▶

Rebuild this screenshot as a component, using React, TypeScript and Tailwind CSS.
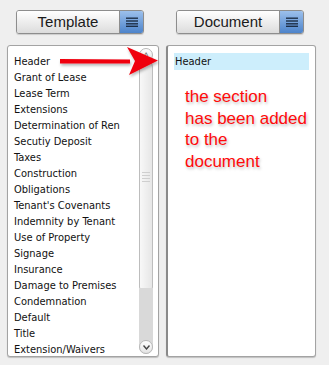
import React from 'react';

const sections = [
  'Header',
  'Grant of Lease',
  'Lease Term',
  'Extensions',
  'Determination of Ren',
  'Secutiy Deposit',
  'Taxes',
  'Construction',
  'Obligations',
  "Tenant's Covenants",
  'Indemnity by Tenant',
  'Use of Property',
  'Signage',
  'Insurance',
  'Damage to Premises',
  'Condemnation',
  'Default',
  'Title',
  'Extension/Waivers',
];

const listFont = { fontFamily: '"DejaVu Sans Condensed", "DejaVu Sans", sans-serif' };

const MenuIcon: React.FC = () => (
  <svg width="12" height="10" viewBox="0 0 12 10">
    <rect x="0" y="0.5" width="12" height="1.4" fill="#1d2f48" />
    <rect x="0" y="3.3" width="12" height="1.4" fill="#1d2f48" />
    <rect x="0" y="6.1" width="12" height="1.4" fill="#1d2f48" />
    <rect x="0" y="8.6" width="12" height="1.4" fill="#1d2f48" />
  </svg>
);

const SplitButton: React.FC<{ label: string }> = ({ label }) => (
  <div className="flex h-[24px] w-[128px] overflow-hidden rounded-[3px] border border-[#8d8d8d] shadow-[0_1px_1px_rgba(0,0,0,0.15)]">
    <div className="flex flex-1 items-center justify-center bg-gradient-to-b from-[#ffffff] to-[#dcdcdc] text-[15px] text-[#1a1a1a]">
      {label}
    </div>
    <div className="flex w-[24px] items-center justify-center border-l border-[#8d8d8d] bg-gradient-to-b from-[#9cc0ec] to-[#4d84cb]">
      <MenuIcon />
    </div>
  </div>
);

const Scrollbar: React.FC = () => (
  <div className="flex w-[16px] flex-col items-center py-[1px]">
    <div className="flex h-[14px] w-[14px] items-center justify-center rounded-full border border-[#b8b8b8] bg-gradient-to-b from-white to-[#e4e4e4] text-[8px] leading-none text-[#555]">
      ˄
    </div>
    <div className="mt-[-2px] flex h-[234px] w-[14px] flex-col items-center justify-center gap-[2px] rounded-[7px] border border-[#bdbdbd] bg-gradient-to-r from-[#f8f8f8] to-[#e6e6e6]">
      <div className="h-[1px] w-[8px] bg-[#cfcfcf]" />
      <div className="h-[1px] w-[8px] bg-[#cfcfcf]" />
      <div className="h-[1px] w-[8px] bg-[#cfcfcf]" />
      <div className="h-[1px] w-[8px] bg-[#cfcfcf]" />
    </div>
    <div className="mt-[-6px] flex-1 w-[14px] rounded-b-[7px] bg-[#d9d9d9]" />
    <div className="mt-[-14px] flex h-[14px] w-[14px] items-center justify-center rounded-full border border-[#b8b8b8] bg-gradient-to-b from-white to-[#e4e4e4]">
      <svg width="7" height="5" viewBox="0 0 7 5">
        <path d="M0.5 0.5 L3.5 4 L6.5 0.5" fill="none" stroke="#444" strokeWidth="1.4" />
      </svg>
    </div>
  </div>
);

const App: React.FC = () => {
  return (
    <div
      className="relative flex h-[365px] w-[329px] bg-[#efefef] pt-[10px]"
      style={{ fontFamily: '"Liberation Sans", Arial, sans-serif' }}
    >
      {/* template column */}
      <div className="ml-[7px] flex w-[152px] flex-col">
        <div className="ml-[9px]">
          <SplitButton label="Template" />
        </div>
        <div className="mt-[11px] flex h-[312px] rounded-[3px] border border-[#a3a3a3] bg-white shadow-[0_1px_1px_rgba(0,0,0,0.2)]">
          <div className="flex flex-1 flex-col pl-[6px] pt-[8px]" style={listFont}>
            {sections.map((s) => (
              <div key={s} className="h-[16px] whitespace-nowrap text-[11px] leading-[16px] text-[#111]">
                {s}
              </div>
            ))}
          </div>
          <div className="mr-[4px] flex py-[1px]">
            <Scrollbar />
          </div>
        </div>
      </div>

      {/* document column */}
      <div className="ml-[7px] flex w-[150px] flex-col">
        <div className="ml-[10px]">
          <SplitButton label="Document" />
        </div>
        <div className="mt-[11px] flex h-[312px] flex-col rounded-[3px] border border-[#a3a3a3] border-l-[2px] border-l-[#8a8a8a] bg-white px-[6px] pt-[7px] shadow-[0_1px_1px_rgba(0,0,0,0.2)]">
          <div className="h-[17px] bg-[#cdeefc] pl-[1px] text-[11px] leading-[17px] text-[#111]" style={listFont}>
            Header
          </div>
          <div
            className="mt-[16px] whitespace-nowrap pl-[11px] text-[17px] leading-[21.5px] text-[#ff0a0a] [text-shadow:1px_2px_3px_rgba(0,0,0,0.25)]"
            style={{ fontFamily: '"Liberation Sans Narrow", "Liberation Sans", sans-serif' }}
          >
            the section
            <br />
            has been added
            <br />
            to the
            <br />
            document
          </div>
        </div>
      </div>

      {/* red arrow */}
      <svg
        className="pointer-events-none absolute left-[56px] top-[44px]"
        width="108"
        height="36"
        viewBox="0 0 108 36"
      >
        <defs>
          <filter id="sh" x="-10%" y="-30%" width="130%" height="170%">
            <feDropShadow dx="1" dy="2" stdDeviation="1.5" floodColor="#000" floodOpacity="0.3" />
          </filter>
        </defs>
        <g filter="url(#sh)">
          <path d="M4 15 L74 15.5 L74 19.5 L4 19.5 Z" fill="#f00010" />
          <path d="M71 3 L102 16.5 L73 31 L79 17 Z" fill="#f00010" />
        </g>
      </svg>
    </div>
  );
};

export default App;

◀

Exercise goal: Using the listing above, locate the lines that hold "React" and copy each one.

Correct answer:
Rebuild this screenshot as a component, using React, TypeScript and Tailwind CSS.
import React from 'react';
const MenuIcon: React.FC = () => (
const SplitButton: React.FC<{ label: string }> = ({ label }) => (
const Scrollbar: React.FC = () => (
const App: React.FC = () => {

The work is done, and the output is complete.